Caesar’s journey has always had emotional heft to it. But this culmination of the trilogy gives him the most well-rounded arc, an arc that is hard to pry your eyes from.
Aside from being a film with immense visual effects work that is truly CG revolution in motion. Aside from being a film with great sound design and a melodically perfect score from Michael Giacchino. Aside from being a film with a few momentous action set pieces, choreographed balletically.
Aside from all of these things, War for the Planet of the Apes is a film with an astoundingly efficient narrative. Efficient not in the sense of time (the film clocks in at a massive 2 hours and 20 minutes), but efficient in the sense of motion.
This film moves from start to finish with no letting up. But it does not move constantly like a Michael Bay Transformers installment does: with no attention to the characters interacting within the plot, but merely with the opportunity to make ‘splosions and loud noises. It moves like a film with narrative purpose.
Unlike many major studio blockbusters of today, there is no real downtime in this film. There is no downtime because the characters have no possibility for downtime. The stakes are breathless and utterly real (in spite of the fact that these are non-real characters living the stakes) because the urgency is felt by the audience.

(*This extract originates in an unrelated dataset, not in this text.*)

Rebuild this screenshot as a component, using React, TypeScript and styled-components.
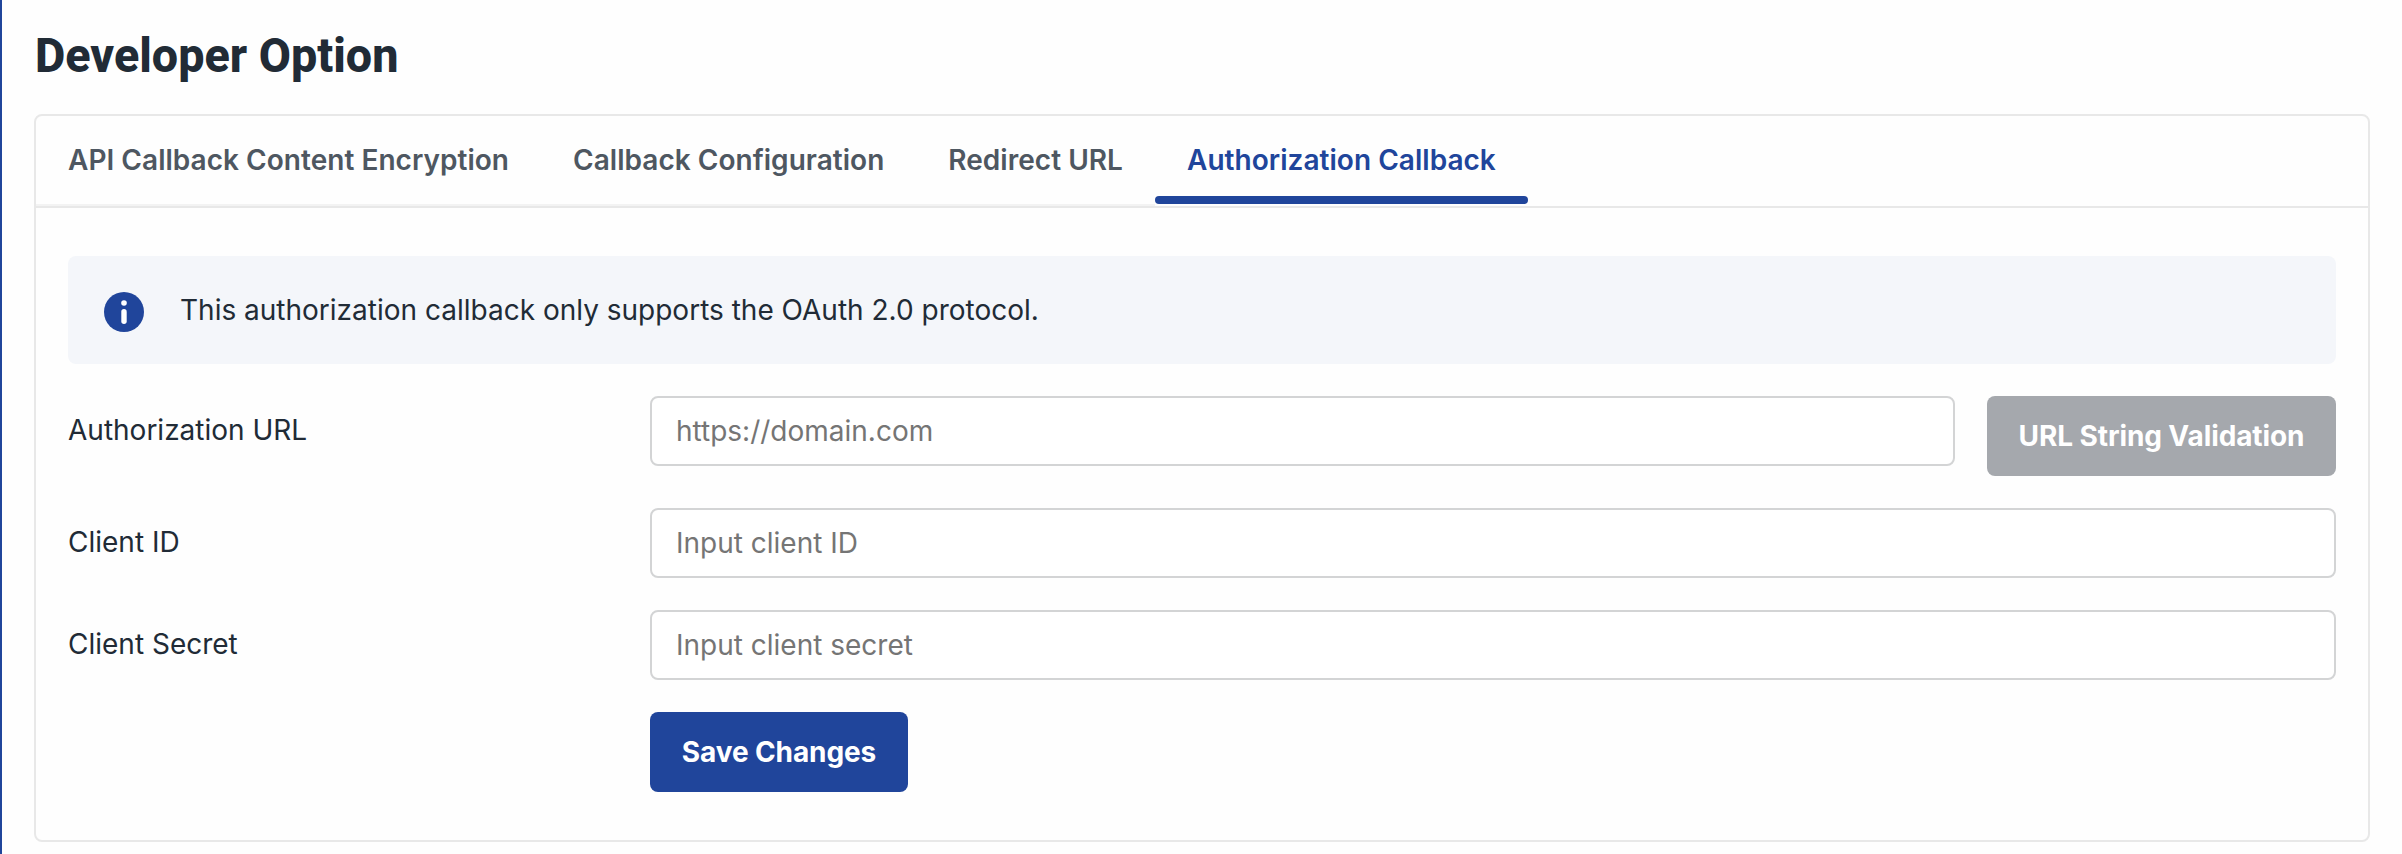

Director Matt Reeves puppeteers the audience in this sense. He strings us along through the arduous uphill battle of Caesar and his crew and cuts these strings at the height of the climax, leaving us in the middle of the sizzling aftermath to stew in the bleak realism of war-torn earth and innumerable casualties.
This is where we get the themes that are much denser than an action film about apes has any right to be. As apes become more human and humans become more ape, the two warring species are closer than they think. They fight for the same reason, hate each other for the same reason, grapple with wartime ethics in the same way.
War is an understood confusion. A mutual chaos. Both sides understand why they are there, and both assent to forgetting what is on the other side of the gun so that they can survive. It thus becomes easy to sympathize with Woody Harrelson’s crazed to almost Brando-in-Apocalypse Now levels of warped moral compass and apes that decide to work in soldier servitude as “Donkeys” to the humans.
Yes, these villains do not receive the character treatment that they need to truly solidify these themes. But the film works within the constraints of its fast-paced story to give enough depth in the foe that at least begins the thematic conversation.
War for the Planet of the Apes has a surprising amount of depth in its storytelling, enough depth to put Michael Bay and the Marvel/DC properties to shame. This in a Summer action blockbuster that visually rivals these billion dollar franchises as well.
It is the type of film that every Summer blockbuster should hope to live up to. This is the action sci-fi gold standard moving forward into the 2020s.